• PROBLEM DETAILS
In the material below, list every line carrying the string "components".

• SOURCE EXCERPT
= = =

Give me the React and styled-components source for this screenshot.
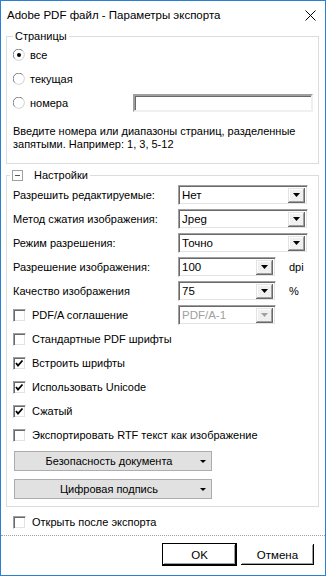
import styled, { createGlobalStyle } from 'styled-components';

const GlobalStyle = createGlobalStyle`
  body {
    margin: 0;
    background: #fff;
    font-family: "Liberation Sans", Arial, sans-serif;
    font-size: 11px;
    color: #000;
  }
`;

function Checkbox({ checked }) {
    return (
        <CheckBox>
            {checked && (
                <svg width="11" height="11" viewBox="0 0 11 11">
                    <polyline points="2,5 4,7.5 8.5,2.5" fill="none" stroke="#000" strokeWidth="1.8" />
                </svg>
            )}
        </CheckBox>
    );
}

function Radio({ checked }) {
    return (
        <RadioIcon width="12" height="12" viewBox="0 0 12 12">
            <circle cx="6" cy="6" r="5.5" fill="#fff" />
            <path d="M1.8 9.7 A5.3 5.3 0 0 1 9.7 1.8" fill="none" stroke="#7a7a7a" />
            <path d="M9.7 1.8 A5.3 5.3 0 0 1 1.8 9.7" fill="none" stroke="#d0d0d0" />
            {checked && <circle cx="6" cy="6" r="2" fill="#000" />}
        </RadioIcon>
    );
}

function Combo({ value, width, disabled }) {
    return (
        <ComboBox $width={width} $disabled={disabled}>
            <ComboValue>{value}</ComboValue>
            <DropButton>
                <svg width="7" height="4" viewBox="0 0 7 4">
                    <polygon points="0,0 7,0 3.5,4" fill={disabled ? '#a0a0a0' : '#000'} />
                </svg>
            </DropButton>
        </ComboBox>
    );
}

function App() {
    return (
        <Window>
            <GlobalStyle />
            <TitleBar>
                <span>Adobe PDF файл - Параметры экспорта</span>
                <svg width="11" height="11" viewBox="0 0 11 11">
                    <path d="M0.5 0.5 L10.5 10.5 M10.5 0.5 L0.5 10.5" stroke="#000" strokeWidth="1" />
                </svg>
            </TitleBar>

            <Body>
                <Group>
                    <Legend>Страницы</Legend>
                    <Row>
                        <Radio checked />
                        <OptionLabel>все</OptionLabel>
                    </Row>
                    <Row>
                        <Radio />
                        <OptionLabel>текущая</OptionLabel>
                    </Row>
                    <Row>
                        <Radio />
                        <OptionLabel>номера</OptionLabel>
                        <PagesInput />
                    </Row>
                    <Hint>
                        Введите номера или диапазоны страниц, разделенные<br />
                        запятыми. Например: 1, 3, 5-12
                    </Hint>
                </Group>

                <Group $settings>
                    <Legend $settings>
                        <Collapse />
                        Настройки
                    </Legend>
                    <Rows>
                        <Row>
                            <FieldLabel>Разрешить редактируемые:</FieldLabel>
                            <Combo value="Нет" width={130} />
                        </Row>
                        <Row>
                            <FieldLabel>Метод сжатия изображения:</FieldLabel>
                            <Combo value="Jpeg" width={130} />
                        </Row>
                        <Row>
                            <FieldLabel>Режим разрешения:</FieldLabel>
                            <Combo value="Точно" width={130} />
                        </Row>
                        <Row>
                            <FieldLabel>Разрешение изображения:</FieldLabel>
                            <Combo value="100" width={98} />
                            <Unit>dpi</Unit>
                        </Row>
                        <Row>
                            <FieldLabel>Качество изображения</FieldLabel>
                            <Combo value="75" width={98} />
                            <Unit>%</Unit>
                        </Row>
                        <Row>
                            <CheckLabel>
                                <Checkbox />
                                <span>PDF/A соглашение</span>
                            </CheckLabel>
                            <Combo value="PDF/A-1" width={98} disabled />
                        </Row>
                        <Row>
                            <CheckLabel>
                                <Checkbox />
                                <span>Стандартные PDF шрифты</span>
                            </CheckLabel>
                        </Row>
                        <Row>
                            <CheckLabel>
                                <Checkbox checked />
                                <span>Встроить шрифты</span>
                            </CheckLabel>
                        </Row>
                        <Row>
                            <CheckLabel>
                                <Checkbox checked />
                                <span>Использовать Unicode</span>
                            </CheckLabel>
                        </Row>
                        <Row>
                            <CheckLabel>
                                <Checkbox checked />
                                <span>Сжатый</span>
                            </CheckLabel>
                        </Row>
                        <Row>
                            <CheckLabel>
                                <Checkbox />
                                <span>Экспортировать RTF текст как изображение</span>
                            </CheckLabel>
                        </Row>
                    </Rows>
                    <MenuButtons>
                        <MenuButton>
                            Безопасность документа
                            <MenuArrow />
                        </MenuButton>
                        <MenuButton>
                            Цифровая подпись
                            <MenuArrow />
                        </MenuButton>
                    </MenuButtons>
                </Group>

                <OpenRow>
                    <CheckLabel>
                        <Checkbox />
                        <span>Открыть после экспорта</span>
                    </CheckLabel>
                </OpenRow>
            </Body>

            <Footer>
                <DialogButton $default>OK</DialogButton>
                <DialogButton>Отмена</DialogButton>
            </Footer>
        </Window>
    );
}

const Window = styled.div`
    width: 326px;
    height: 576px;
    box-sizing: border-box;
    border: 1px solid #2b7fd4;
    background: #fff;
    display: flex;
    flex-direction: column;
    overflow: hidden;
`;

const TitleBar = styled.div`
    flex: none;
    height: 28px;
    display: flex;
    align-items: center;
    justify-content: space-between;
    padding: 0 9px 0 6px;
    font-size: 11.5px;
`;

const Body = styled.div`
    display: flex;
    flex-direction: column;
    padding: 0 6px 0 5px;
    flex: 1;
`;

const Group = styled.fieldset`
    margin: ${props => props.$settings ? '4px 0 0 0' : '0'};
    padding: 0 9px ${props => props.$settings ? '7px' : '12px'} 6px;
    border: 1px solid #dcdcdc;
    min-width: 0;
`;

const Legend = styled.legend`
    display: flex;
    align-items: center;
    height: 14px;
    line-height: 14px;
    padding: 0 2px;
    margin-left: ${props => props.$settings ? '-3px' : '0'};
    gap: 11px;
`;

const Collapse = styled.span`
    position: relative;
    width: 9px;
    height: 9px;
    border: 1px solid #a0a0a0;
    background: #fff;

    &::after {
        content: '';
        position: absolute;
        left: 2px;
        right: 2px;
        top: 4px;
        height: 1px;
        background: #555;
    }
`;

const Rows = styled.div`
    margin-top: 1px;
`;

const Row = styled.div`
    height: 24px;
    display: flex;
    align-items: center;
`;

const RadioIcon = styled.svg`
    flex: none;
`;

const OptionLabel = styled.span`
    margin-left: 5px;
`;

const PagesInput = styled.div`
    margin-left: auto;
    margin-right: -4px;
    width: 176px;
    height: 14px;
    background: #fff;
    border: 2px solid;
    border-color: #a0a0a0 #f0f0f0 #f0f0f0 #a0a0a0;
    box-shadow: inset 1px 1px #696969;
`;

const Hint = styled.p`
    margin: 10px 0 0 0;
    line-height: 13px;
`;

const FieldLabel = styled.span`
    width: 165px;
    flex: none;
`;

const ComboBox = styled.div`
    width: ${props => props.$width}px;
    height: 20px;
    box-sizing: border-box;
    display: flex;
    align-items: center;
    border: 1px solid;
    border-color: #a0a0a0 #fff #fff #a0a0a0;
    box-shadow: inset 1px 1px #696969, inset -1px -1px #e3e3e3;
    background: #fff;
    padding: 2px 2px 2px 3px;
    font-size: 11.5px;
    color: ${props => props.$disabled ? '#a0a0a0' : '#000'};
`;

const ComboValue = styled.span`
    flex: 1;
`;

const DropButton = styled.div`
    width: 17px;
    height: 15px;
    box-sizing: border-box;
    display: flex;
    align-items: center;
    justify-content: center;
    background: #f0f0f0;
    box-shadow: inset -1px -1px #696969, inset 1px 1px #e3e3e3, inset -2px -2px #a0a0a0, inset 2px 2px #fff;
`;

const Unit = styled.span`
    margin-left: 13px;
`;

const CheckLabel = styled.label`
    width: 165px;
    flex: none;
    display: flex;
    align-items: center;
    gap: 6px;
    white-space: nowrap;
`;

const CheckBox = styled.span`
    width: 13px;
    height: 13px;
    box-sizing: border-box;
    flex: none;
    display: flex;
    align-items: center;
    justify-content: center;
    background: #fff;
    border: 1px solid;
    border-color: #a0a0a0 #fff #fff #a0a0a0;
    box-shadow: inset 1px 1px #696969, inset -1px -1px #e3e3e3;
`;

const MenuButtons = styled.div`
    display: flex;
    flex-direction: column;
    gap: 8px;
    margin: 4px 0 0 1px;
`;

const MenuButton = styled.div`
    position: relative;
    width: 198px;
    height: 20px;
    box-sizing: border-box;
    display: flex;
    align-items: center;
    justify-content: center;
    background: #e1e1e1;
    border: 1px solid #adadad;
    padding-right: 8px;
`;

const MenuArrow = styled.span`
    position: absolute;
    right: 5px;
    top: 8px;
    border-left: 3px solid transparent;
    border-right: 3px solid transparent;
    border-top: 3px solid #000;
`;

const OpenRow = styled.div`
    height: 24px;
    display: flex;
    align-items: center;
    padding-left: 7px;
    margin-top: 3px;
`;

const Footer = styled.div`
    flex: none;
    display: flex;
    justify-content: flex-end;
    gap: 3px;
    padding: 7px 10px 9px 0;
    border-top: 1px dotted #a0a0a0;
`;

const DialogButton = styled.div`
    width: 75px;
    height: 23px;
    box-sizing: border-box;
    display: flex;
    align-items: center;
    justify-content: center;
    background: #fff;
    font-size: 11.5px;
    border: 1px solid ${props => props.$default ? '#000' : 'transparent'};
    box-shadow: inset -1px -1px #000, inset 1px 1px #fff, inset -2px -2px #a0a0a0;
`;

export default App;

= = =

• EXERCISE SOLUTION
Give me the React and styled-components source for this screenshot.
import styled, { createGlobalStyle } from 'styled-components';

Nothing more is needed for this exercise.